50 per cent of BCD = Rs 57.75

Value for CVD (385 + 57.75) = Rs 442.75

50 per cent thereof = Rs 221.38

BCD at 30 per cent = Rs 35.42

CVD at 50 per cent = Rs 17.71

Total duty per unit = Rs 75.46

Cenvat credit available for one unit = Rs 75.46

Total Cenvat credit for 77,770 units = 75.46 x 77,770 = Rs 58,68,524

Settlement Commission

WHAT are the conditions under which an application of an assessee can be accepted by the Settlement Commission? What are the advantages of moving the Settlement Commission under the provisions of the CE Act, 1944.
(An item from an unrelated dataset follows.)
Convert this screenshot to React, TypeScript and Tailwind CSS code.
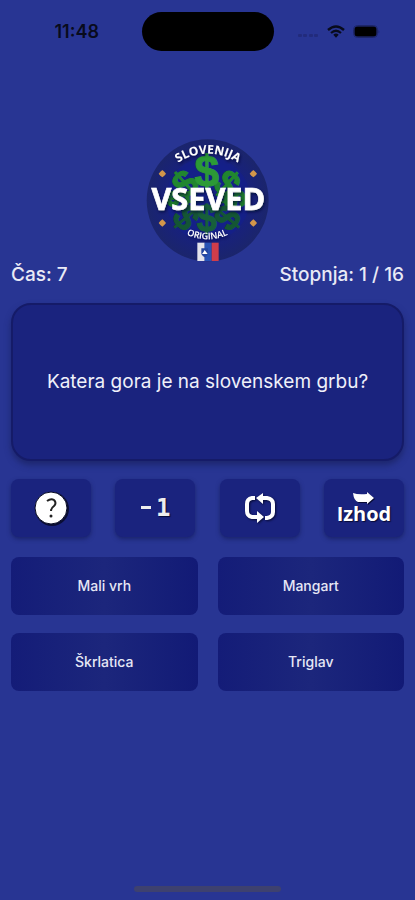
import type { ReactNode } from "react";

const dollars = [
  { x: 142, y: 158, size: 112, turn: -42, fill: "#21862f" },
  { x: 268, y: 158, size: 112, turn: 42, fill: "#21862f" },
  { x: 122, y: 206, size: 96, turn: -80, fill: "#1d7a2c" },
  { x: 290, y: 206, size: 96, turn: 80, fill: "#1d7a2c" },
  { x: 144, y: 260, size: 108, turn: 50, fill: "#145634" },
  { x: 268, y: 260, size: 108, turn: -50, fill: "#145634" },
  { x: 206, y: 262, size: 108, turn: 0, fill: "#17603a" },
  { x: 206, y: 124, size: 132, turn: 0, fill: "#2c9a36" },
];

const sparks = [
  [73, 128],
  [346, 128],
  [73, 276],
  [346, 276],
];

function Logo() {
  return (
    <svg viewBox="0 0 420 420" className="size-[140px]" role="img" aria-label="Vseved Slovenija Original">
      <defs>
        <radialGradient id="disc">
          <stop offset="0" stopColor="#16307c" />
          <stop offset="0.6" stopColor="#151f86" />
          <stop offset="0.68" stopColor="#18217c" />
          <stop offset="1" stopColor="#1b256c" />
        </radialGradient>
        <filter id="lift" x="-20%" y="-20%" width="140%" height="140%">
          <feDropShadow dx="3" dy="5" stdDeviation="4" floodColor="#050a30" floodOpacity="0.8" />
        </filter>
        <path id="topArc" d="M 95 117 A 159 159 0 0 1 325 117" />
        <path id="bottomArc" d="M 110 288 A 149 149 0 0 0 306 288" />
      </defs>
      <circle cx="209" cy="208" r="183" fill="url(#disc)" />
      <circle cx="210" cy="204" r="126" fill="#141f8a" opacity="0.7" />
      <g fontFamily="'Liberation Sans', Arial, sans-serif" fontWeight="700" textAnchor="middle">
        {dollars.map((d, i) => (
          <text
            key={i}
            x={0}
            y={d.size * 0.34}
            fontSize={d.size}
            fill={d.fill}
            stroke={d.fill}
            strokeWidth="3"
            transform={`translate(${d.x} ${d.y}) rotate(${d.turn})`}
          >
            $
          </text>
        ))}
      </g>
      {sparks.map(([x, y]) => (
        <path
          key={`${x}-${y}`}
          d={`M${x} ${y - 11}L${x + 6} ${y - 6}L${x + 11} ${y}L${x + 6} ${y + 6}L${x} ${y + 11}L${x - 6} ${y + 6}L${x - 11} ${y}L${x - 6} ${y - 6}Z`}
          fill="#d3964a"
        />
      ))}
      <g fontFamily="'Open Sans', 'Noto Sans', sans-serif" fill="#fff" textAnchor="middle" filter="url(#lift)">
        <text fontSize="36" fontWeight="700">
          <textPath href="#topArc" startOffset="50%">SLOVENIJA</textPath>
        </text>
        <text fontSize="27" fontWeight="600">
          <textPath href="#bottomArc" startOffset="50%">ORIGINAL</textPath>
        </text>
        <text x="211" y="237" fontSize="92" fontWeight="700" stroke="#fff" strokeWidth="2">VSEVED</text>
      </g>
      <g>
        <path d="M178 335h22v55h-22z" fill="#e4e4ec" />
        <path d="M200 335h21v55h-21z" fill="#2853b5" />
        <path d="M221 335h21v55h-21z" fill="#cf3d4a" />
        <path d="M190 352h20v16q-3 8-10 11q-7-3-10-11z" fill="#2446a0" />
        <path d="M192 369l5-7l3-5l4 5l5 7z" fill="#fff" />
      </g>
    </svg>
  );
}

function StatusBar() {
  return (
    <header className="grid grid-cols-[1fr_132px_1fr] items-center pt-3 text-[#080b1c]">
      <time className="pl-3 text-center text-lg leading-6 font-semibold">11:48</time>
      <div className="h-[39px] rounded-full bg-black" />
      <div className="flex items-center gap-2 pl-6">
        <svg viewBox="0 0 21 4" className="mt-2 h-1 w-[21px]" fill="#222b7c" aria-hidden="true">
          <rect x="0" y="0" width="4" height="3" rx="1" />
          <rect x="5" y="0" width="4" height="3" rx="1" />
          <rect x="11" y="0" width="4" height="3" rx="1" />
          <rect x="16" y="0" width="4" height="3" rx="1" />
        </svg>
        <svg viewBox="0 0 18 14" className="h-[14px] w-[18px]" fill="none" stroke="currentColor" aria-hidden="true">
          <path d="M1 5Q9-2 17 5" strokeWidth="2.4" />
          <path d="M4 8Q9 3.5 14 8" strokeWidth="2.2" />
          <path d="M6.300 9.700Q9 7.500 11.700 9.700L9 12.800Z" fill="currentColor" stroke="none" />
        </svg>
        <svg viewBox="0 0 27 13" className="h-[13px] w-[27px]" aria-hidden="true">
          <rect x="0.500" y="0.500" width="24" height="12" rx="4" fill="none" stroke="#1d2669" />
          <rect x="1.500" y="1.500" width="22" height="10" rx="3" fill="#000" />
          <path d="M25.500 4.500q1.500 2 0 4z" fill="#1d2669" />
        </svg>
      </div>
    </header>
  );
}

function Tool({ label, children }: { label: string; children: ReactNode }) {
  return (
    <button
      type="button"
      aria-label={label}
      className="flex h-[58px] w-20 flex-col items-center justify-center rounded-lg bg-[#1a237e] text-white shadow-[0_2px_4px_rgba(20,28,90,0.7)]"
    >
      {children}
    </button>
  );
}

function Answer({ text }: { text: string }) {
  return (
    <button
      type="button"
      className="h-[58px] rounded-lg bg-linear-to-r from-[#141c78] via-[#1c267c] to-[#121a76] text-sm font-medium text-[#e6e7f5]"
    >
      {text}
    </button>
  );
}

export default function App() {
  return (
    <div className="flex min-h-screen flex-col bg-[#283593] font-['Inter','Liberation_Sans',sans-serif]">
      <StatusBar />
      <main className="flex flex-col px-[11px] pt-20">
        <div className="flex justify-center">
          <Logo />
        </div>
        <div className="-mt-2 flex justify-between text-[19px] leading-6 font-medium text-[#e9eaf6]">
          <p>Čas: 7</p>
          <p>Stopnja: 1 / 16</p>
        </div>
        <section className="mt-4 flex h-[158px] items-center justify-center rounded-[20px] border-2 border-[#151b68] bg-[#1a237e] px-4 shadow-[0_4px_6px_rgba(26,35,100,0.8)]">
          <h1 className="text-center text-[19px] leading-6 text-[#eff0fa]">
            Katera gora je na slovenskem grbu?
          </h1>
        </section>
        <div className="mt-[18px] flex justify-between">
          <Tool label="Pomoč">
            <svg viewBox="0 0 40 40" className="size-10" aria-hidden="true">
              <circle cx="21" cy="21" r="17" fill="#0a0d35" />
              <circle cx="20" cy="20" r="16" fill="#fff" stroke="#080b25" />
              <path d="M16 13Q20 10 23 12Q26 15 23 18Q20 20 20 23" fill="none" stroke="#222" strokeWidth="2" />
              <circle cx="20" cy="28" r="1.500" fill="#222" />
            </svg>
          </Tool>
          <Tool label="Odštej 1">
            <span className="flex items-center gap-1 font-['DejaVu_Sans_Mono',monospace] text-2xl leading-8 font-bold text-[#eeeeee] [text-shadow:1px_1px_1px_#080b35]">
              <svg viewBox="0 0 12 4" className="h-1 w-3" aria-hidden="true">
                <path d="M1 0h10v3h-10z" fill="#eeeeee" />
              </svg>
              <span>1</span>
            </span>
          </Tool>
          <Tool label="Zamenjaj vprašanje">
            <svg viewBox="0 0 34 32" className="h-8 w-[34px] drop-shadow-[1px_1px_1px_#080b35]" aria-hidden="true">
              <g fill="none" stroke="#fff" strokeWidth="4" strokeLinejoin="round">
                <path d="M12 6H9Q4 7 4 12V19Q4 24 9 25H14" />
                <path d="M19 6H24Q30 7 30 12V20Q30 25 24 26H22" />
              </g>
              <path d="M13 6L20 1V12Z" fill="#fff" />
              <path d="M21 25L14 19V31Z" fill="#fff" />
            </svg>
          </Tool>
          <Tool label="Izhod">
            <svg viewBox="0 0 22 12" className="h-3 w-[22px] drop-shadow-[1px_1px_0_#080b35]" aria-hidden="true">
              <path d="M0 1Q5 3 14 2V0L21 6L14 12V10H5Q1 9 0 1Z" fill="#fff" />
            </svg>
            <span className="font-['Open_Sans',sans-serif] text-xl leading-5 font-bold [text-shadow:1px_1px_1px_#080b35]">
              Izhod
            </span>
          </Tool>
        </div>
        <div className="mt-5 grid grid-cols-2 gap-x-5 gap-y-[18px]">
          <Answer text="Mali vrh" />
          <Answer text="Mangart" />
          <Answer text="Škrlatica" />
          <Answer text="Triglav" />
        </div>
      </main>
      <div className="mx-auto mt-auto mb-2 h-[6px] w-[147px] rounded-full bg-[#3e416f]" />
    </div>
  );
}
Answer: The conditions for acceptance of application by the Settlement Commission are: a) Monthly returns showing production, clearance, and duty paid have been filed;

b) Copy of the show-cause notice issued for recovery of duty, and so on, by the CE officer;

c) Additional duty accepted by the applicant in his application exceeds Rs 2 lakh;

d) The case should not be pending before the Tribunal or any court;

e) The case should not involve interpretation of the classification of excisable goods under the Central Excise Tariff Act, 1985; and

f) Where any excisable goods, books of account and other documents have been seized by the Department, the assessee can make an application in such cases only after the expiry of 180 days from the date of seizure.

Advantages in moving the Settlement Commission:

If the assessee cooperates with the Commission with full disclosure, he gets immunity against prosecution;

  • there is also immunity from imposition of penalty, fine and interest in respect of the case covered;

  • the cumbersome legal formalities of making an appeal to Commissioner (Appeals), Tribunal, and so on, can be avoided; and

  • the issue can be settled expeditiously.

    This process ensures quick realisation of revenue for the Government.